In this case, you need a material engineered specifically for the chemical environment. This is precisely where translucent, coated woven textiles differ from hardware store tarps:
The Scrim
Instead of a solid sheet of weak plastic, these materials start with a high-strength internal HDPE grid (scrim). If the material gets damaged, the scrim stops the tear from spreading.
The Coating
The scrim is encapsulated in layers of low-density polyethylene (LDPE). This specific blend is non-porous and highly resistant to ammonia and sulfur. Imagine it as a hazmat suit for the curtain.
UV Stabilization
High-quality agricultural curtains are treated with a synergistic blend of additives.

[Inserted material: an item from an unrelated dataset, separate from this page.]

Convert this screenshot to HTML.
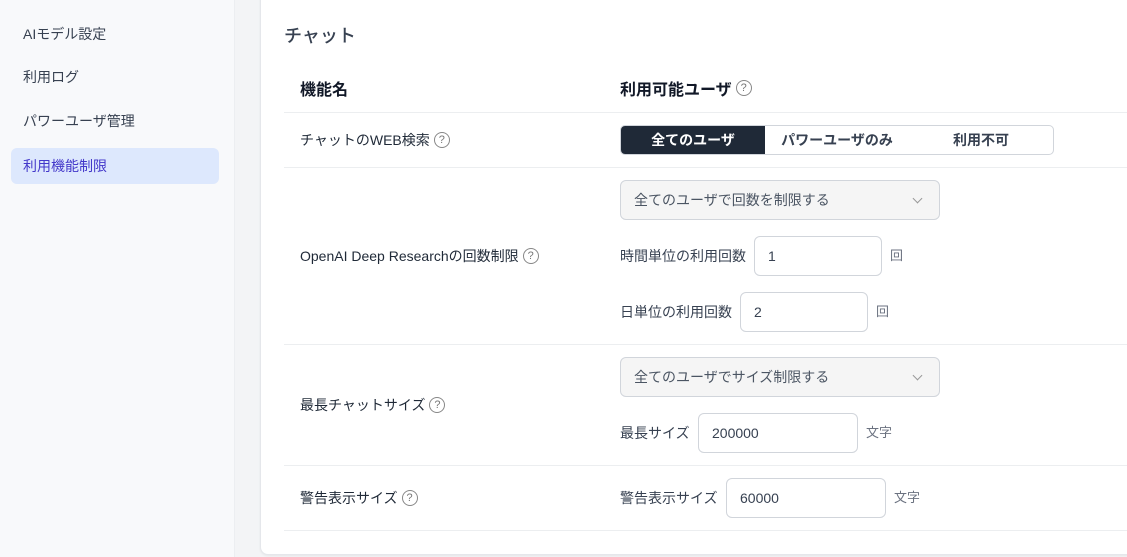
<!DOCTYPE html>
<html><head><meta charset="utf-8"><style>
*{box-sizing:border-box;margin:0;padding:0}
body{width:1127px;height:557px;overflow:hidden;background:#f3f4f6;font-family:"Liberation Sans","Noto Sans CJK JP",sans-serif;color:#1f2937;position:relative;font-size:14px}
.a{position:absolute;white-space:nowrap}
.f{display:flex;align-items:center}
.side{position:absolute;left:0;top:0;width:235px;height:557px;background:#f8f9fb;border-right:1px solid #eceef1}
.nav{position:absolute;left:11px;width:208px;height:36px;line-height:36px;padding-left:12px;font-size:14px;color:#374151;border-radius:6px}
.card{position:absolute;left:260px;top:-10px;width:880px;height:565px;background:#fff;border:1px solid #e5e7eb;border-radius:8px;box-shadow:0 1px 2px rgba(0,0,0,.06)}
.line{position:absolute;left:284px;right:0;height:1px;background:#eceef0}
.q{display:flex;align-items:center;justify-content:center;width:16px;height:16px;border:1.4px solid #888;border-radius:50%;font-size:11px;color:#777;margin-left:4px;font-weight:normal}
.sel{position:absolute;left:620px;width:320px;height:40px;border:1px solid #d1d5db;border-radius:6px;background:#f5f5f5;padding-left:13px;line-height:38px;color:#4b5563}
.sel:after{content:"";position:absolute;right:18px;top:14px;width:6px;height:6px;border-right:1.2px solid #999;border-bottom:1.2px solid #999;transform:rotate(45deg)}
.inp{position:absolute;height:40px;border:1px solid #d1d5db;border-radius:6px;background:#fff;padding-left:13px;line-height:38px;color:#374151}
.lab{position:absolute;color:#374151;line-height:40px}
.unit{position:absolute;color:#6b7280;line-height:40px;font-size:13px}
</style></head><body>
<div class="side">
<div class="nav" style="top:16px">AIモデル設定</div>
<div class="nav" style="top:59px">利用ログ</div>
<div class="nav" style="top:103px">パワーユーザ管理</div>
<div class="nav" style="top:148px;background:#dde8fd;color:#4338ca">利用機能制限</div>
</div>
<div class="card"></div>
<div class="a" style="left:284px;top:22px;font-size:18px;font-weight:500;color:#374151">チャット</div>
<div class="a f" style="left:300px;top:78px;height:20px;font-size:16px;font-weight:bold;color:#111827">機能名</div>
<div class="a f" style="left:620px;top:78px;height:20px;font-size:16px;font-weight:bold;color:#111827">利用可能ユーザ<span class="q">?</span></div>
<div class="line" style="top:112px"></div>
<div class="a f" style="left:300px;top:130px;height:20px;color:#1f2937">チャットのWEB検索<span class="q">?</span></div>
<div class="a" style="left:620px;top:125px;width:434px;height:30px;border:1px solid #d1d5db;border-radius:5px;overflow:hidden;font-weight:bold;font-size:14px">
<div class="a" style="left:0;top:0;width:144px;height:28px;background:#1f2937;color:#fff;text-align:center;line-height:28px">全てのユーザ</div>
<div class="a" style="left:144px;top:0;width:144px;height:28px;color:#374151;text-align:center;line-height:28px">パワーユーザのみ</div>
<div class="a" style="left:288px;top:0;width:144px;height:28px;color:#374151;text-align:center;line-height:28px">利用不可</div>
</div>
<div class="line" style="top:167px"></div>
<div class="a f" style="left:300px;top:246px;height:20px">OpenAI Deep Researchの回数制限<span class="q">?</span></div>
<div class="sel" style="top:180px">全てのユーザで回数を制限する</div>
<div class="lab" style="left:620px;top:236px">時間単位の利用回数</div>
<div class="inp" style="left:754px;top:236px;width:128px">1</div>
<div class="unit" style="left:890px;top:236px">回</div>
<div class="lab" style="left:620px;top:292px">日単位の利用回数</div>
<div class="inp" style="left:740px;top:292px;width:128px">2</div>
<div class="unit" style="left:876px;top:292px">回</div>
<div class="line" style="top:344px"></div>
<div class="a f" style="left:300px;top:395px;height:20px">最長チャットサイズ<span class="q">?</span></div>
<div class="sel" style="top:357px">全てのユーザでサイズ制限する</div>
<div class="lab" style="left:620px;top:413px">最長サイズ</div>
<div class="inp" style="left:698px;top:413px;width:160px">200000</div>
<div class="unit" style="left:866px;top:413px">文字</div>
<div class="line" style="top:465px"></div>
<div class="a f" style="left:300px;top:488px;height:20px">警告表示サイズ<span class="q">?</span></div>
<div class="lab" style="left:620px;top:478px">警告表示サイズ</div>
<div class="inp" style="left:726px;top:478px;width:160px">60000</div>
<div class="unit" style="left:894px;top:478px">文字</div>
<div class="line" style="top:530px"></div>
</body></html>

This blend typically includes UV Absorbers, which absorb solar energy and release it as harmless heat, and Sulfur-Resistant Stabilizers (NOR-HALS), which are engineered to withstand exposure to manure gases and organic fungicides without deactivating.
The Victory: Durability is an Asset
It’s tempting to look at the price tag of a high-quality agricultural curtain and think, “I could buy three blue tarps for that price.” And you’re right. You could. But do you really want to?
Do you want to climb the ladder every two years to replace shredded plastic? Do you want to risk a catastrophic failure in the middle of a January blizzard? Probably not.
Ultimately, your choice is simple: You can buy the cheap tarp three times, or the right curtain once. Save your labor, save your money, and end the cycle.